— Task to complete —
Return each line that holds the word "React".

— Data lines —
□ □ □ □
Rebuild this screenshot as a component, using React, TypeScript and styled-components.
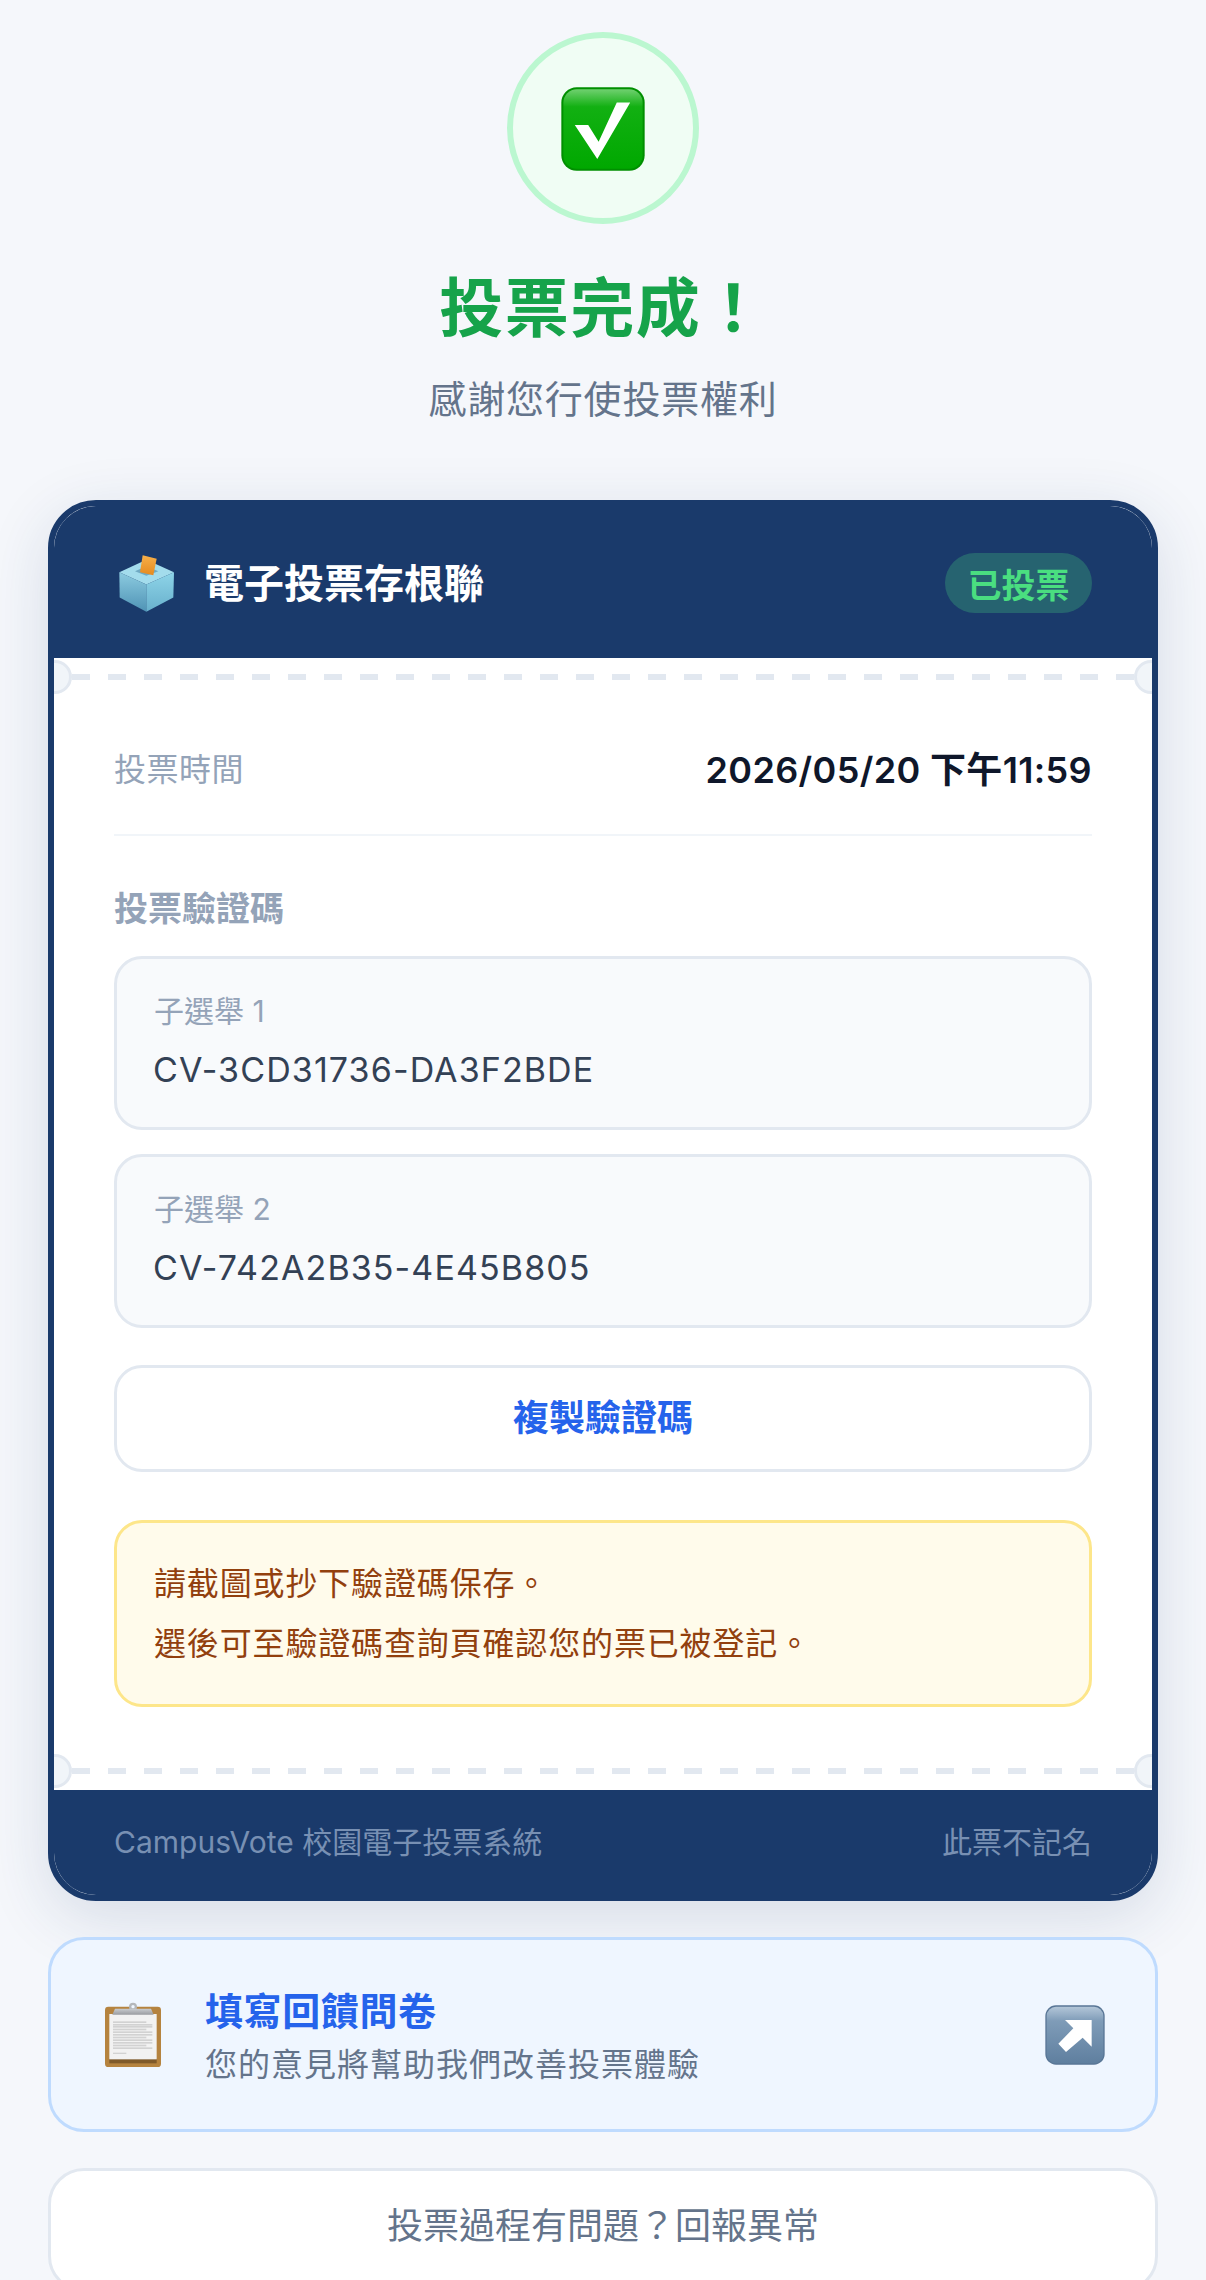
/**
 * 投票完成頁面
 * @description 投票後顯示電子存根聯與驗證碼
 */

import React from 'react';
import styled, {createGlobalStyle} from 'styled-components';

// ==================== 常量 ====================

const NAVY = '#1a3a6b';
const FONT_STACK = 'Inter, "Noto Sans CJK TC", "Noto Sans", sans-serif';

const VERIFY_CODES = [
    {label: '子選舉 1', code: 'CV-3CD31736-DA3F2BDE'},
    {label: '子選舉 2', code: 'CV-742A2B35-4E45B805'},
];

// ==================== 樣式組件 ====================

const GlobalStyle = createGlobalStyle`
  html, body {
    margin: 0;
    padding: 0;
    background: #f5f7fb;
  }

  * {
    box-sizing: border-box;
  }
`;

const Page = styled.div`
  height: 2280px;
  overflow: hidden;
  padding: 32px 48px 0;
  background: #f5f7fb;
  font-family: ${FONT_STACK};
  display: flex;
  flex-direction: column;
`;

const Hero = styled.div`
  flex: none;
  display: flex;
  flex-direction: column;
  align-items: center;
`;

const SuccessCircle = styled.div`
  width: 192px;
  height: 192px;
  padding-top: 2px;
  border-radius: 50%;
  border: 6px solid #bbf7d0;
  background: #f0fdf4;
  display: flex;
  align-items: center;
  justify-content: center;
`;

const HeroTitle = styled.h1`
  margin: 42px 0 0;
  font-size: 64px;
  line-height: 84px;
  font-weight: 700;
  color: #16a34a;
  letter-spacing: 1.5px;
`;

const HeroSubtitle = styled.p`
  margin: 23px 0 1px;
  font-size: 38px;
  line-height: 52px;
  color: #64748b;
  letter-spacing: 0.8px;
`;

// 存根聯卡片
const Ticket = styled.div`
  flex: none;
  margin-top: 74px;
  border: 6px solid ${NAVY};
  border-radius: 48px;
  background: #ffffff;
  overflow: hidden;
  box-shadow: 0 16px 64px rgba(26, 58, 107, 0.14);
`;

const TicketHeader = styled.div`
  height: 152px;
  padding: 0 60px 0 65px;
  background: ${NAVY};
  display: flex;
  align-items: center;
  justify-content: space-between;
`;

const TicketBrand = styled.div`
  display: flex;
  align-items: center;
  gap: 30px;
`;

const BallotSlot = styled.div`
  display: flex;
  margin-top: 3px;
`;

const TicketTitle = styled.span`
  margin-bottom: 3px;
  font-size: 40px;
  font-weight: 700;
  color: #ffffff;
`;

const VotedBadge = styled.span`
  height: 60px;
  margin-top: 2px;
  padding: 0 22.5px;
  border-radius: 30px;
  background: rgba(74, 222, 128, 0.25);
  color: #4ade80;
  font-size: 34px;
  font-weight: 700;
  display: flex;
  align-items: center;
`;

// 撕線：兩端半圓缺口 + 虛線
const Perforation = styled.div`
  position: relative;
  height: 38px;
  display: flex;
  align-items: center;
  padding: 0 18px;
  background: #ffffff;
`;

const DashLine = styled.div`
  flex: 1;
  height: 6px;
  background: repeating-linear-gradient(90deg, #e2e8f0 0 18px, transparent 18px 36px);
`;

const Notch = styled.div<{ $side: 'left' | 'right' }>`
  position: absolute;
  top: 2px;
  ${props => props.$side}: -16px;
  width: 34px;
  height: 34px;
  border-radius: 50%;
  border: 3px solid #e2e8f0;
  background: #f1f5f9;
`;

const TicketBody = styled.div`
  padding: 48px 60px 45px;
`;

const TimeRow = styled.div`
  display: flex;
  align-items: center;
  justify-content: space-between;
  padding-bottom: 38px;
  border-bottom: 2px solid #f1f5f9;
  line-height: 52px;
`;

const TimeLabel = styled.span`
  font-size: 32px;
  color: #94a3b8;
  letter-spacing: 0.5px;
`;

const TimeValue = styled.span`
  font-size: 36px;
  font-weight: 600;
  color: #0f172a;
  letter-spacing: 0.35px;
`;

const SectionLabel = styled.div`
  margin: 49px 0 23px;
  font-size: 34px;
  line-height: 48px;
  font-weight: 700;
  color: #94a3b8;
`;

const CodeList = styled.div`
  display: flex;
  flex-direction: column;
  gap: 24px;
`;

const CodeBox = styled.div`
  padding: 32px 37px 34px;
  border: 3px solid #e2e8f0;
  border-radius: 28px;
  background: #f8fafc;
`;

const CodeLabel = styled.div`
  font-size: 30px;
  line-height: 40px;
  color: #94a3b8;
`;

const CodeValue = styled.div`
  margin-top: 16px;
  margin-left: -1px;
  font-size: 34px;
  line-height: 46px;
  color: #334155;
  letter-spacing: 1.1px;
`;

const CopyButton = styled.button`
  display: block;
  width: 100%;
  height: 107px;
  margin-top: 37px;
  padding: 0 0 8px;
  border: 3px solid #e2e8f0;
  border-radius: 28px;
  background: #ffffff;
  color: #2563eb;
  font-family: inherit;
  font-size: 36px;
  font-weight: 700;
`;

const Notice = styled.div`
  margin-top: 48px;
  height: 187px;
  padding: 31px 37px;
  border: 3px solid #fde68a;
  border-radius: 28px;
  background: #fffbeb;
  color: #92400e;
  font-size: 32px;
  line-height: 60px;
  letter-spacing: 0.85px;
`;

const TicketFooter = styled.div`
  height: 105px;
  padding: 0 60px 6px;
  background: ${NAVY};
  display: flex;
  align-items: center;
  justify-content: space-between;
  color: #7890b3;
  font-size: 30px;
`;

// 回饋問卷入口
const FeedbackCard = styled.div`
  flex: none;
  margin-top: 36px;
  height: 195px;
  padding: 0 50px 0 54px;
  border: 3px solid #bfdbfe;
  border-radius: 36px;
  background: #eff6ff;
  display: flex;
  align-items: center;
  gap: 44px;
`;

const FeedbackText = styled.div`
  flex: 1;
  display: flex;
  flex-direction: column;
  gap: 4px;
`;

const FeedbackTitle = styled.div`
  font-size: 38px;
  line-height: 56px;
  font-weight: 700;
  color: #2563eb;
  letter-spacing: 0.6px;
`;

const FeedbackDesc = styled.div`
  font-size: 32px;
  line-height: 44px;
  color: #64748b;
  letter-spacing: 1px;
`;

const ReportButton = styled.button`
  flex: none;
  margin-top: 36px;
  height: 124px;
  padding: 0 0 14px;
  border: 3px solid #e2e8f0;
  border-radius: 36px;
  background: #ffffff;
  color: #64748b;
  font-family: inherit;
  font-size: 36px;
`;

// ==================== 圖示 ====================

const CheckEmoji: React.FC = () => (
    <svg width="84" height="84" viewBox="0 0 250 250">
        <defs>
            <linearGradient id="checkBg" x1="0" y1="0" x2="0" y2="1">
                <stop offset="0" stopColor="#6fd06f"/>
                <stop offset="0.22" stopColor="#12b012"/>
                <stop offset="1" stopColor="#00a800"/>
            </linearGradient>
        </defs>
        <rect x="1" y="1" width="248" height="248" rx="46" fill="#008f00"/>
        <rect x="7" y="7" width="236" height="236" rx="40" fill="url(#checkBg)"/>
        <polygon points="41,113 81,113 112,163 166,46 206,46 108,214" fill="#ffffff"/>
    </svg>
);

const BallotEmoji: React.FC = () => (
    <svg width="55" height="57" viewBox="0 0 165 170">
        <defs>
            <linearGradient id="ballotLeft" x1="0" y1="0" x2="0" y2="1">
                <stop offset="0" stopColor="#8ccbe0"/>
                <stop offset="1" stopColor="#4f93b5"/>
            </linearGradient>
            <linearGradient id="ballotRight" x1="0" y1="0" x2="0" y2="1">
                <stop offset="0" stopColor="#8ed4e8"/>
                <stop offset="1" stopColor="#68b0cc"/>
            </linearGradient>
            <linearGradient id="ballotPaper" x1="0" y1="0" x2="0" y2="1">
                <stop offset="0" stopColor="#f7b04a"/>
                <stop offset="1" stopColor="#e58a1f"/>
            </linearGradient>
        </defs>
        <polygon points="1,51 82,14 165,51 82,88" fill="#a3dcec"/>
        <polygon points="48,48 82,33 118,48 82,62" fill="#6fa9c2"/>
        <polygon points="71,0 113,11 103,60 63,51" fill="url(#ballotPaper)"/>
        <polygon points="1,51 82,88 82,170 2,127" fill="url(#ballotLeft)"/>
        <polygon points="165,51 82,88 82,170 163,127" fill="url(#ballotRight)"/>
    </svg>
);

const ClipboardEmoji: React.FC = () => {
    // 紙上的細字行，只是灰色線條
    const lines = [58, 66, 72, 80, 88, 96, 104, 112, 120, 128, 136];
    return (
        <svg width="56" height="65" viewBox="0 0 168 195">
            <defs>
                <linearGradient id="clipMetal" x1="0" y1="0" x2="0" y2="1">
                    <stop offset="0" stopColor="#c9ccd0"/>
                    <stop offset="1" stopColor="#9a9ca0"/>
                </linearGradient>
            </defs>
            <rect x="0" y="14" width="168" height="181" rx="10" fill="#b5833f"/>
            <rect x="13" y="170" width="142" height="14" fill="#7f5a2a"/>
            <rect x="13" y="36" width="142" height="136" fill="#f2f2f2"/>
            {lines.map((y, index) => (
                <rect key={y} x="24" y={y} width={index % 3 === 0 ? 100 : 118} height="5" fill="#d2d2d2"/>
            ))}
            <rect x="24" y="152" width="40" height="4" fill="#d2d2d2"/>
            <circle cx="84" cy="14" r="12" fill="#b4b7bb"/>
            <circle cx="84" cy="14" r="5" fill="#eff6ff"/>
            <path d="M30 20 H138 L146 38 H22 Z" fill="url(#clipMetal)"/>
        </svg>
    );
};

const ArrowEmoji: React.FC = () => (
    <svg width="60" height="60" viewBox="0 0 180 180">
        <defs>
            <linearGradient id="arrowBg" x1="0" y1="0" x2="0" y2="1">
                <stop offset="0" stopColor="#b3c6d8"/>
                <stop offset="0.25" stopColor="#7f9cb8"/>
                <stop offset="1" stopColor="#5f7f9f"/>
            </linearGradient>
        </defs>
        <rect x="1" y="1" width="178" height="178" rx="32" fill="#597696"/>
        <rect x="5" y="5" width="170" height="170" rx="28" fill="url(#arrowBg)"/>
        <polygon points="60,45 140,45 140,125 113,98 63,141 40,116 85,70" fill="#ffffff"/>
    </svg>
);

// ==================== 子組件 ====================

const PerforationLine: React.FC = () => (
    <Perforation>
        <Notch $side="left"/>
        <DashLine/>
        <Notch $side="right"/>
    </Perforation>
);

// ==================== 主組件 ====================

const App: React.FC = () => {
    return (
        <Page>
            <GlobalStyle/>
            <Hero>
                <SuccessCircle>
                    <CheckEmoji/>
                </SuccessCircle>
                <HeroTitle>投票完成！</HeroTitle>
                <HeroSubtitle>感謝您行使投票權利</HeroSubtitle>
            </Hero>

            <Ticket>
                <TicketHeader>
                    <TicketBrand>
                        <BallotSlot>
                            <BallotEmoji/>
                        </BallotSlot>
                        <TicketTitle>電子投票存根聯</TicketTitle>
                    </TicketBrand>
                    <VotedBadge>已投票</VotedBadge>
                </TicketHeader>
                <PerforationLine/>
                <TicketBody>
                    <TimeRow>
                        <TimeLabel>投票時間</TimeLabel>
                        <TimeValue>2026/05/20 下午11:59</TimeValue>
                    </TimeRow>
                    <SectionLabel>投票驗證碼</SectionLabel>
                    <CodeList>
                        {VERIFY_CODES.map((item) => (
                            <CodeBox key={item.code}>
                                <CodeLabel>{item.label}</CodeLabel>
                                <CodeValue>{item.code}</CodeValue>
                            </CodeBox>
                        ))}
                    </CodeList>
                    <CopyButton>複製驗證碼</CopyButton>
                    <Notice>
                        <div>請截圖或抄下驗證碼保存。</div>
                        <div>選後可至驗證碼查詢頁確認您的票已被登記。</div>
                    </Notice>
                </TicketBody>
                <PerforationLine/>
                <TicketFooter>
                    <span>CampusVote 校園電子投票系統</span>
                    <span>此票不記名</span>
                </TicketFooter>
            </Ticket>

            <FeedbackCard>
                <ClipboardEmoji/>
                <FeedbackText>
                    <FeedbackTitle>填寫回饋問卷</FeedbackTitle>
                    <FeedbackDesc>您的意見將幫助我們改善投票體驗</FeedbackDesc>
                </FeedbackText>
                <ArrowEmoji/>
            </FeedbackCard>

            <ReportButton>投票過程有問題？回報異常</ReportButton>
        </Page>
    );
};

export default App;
□ □ □ □
— Full output —
Rebuild this screenshot as a component, using React, TypeScript and styled-components.
import React from 'react';
const CheckEmoji: React.FC = () => (
const BallotEmoji: React.FC = () => (
const ClipboardEmoji: React.FC = () => {
const ArrowEmoji: React.FC = () => (
const PerforationLine: React.FC = () => (
const App: React.FC = () => {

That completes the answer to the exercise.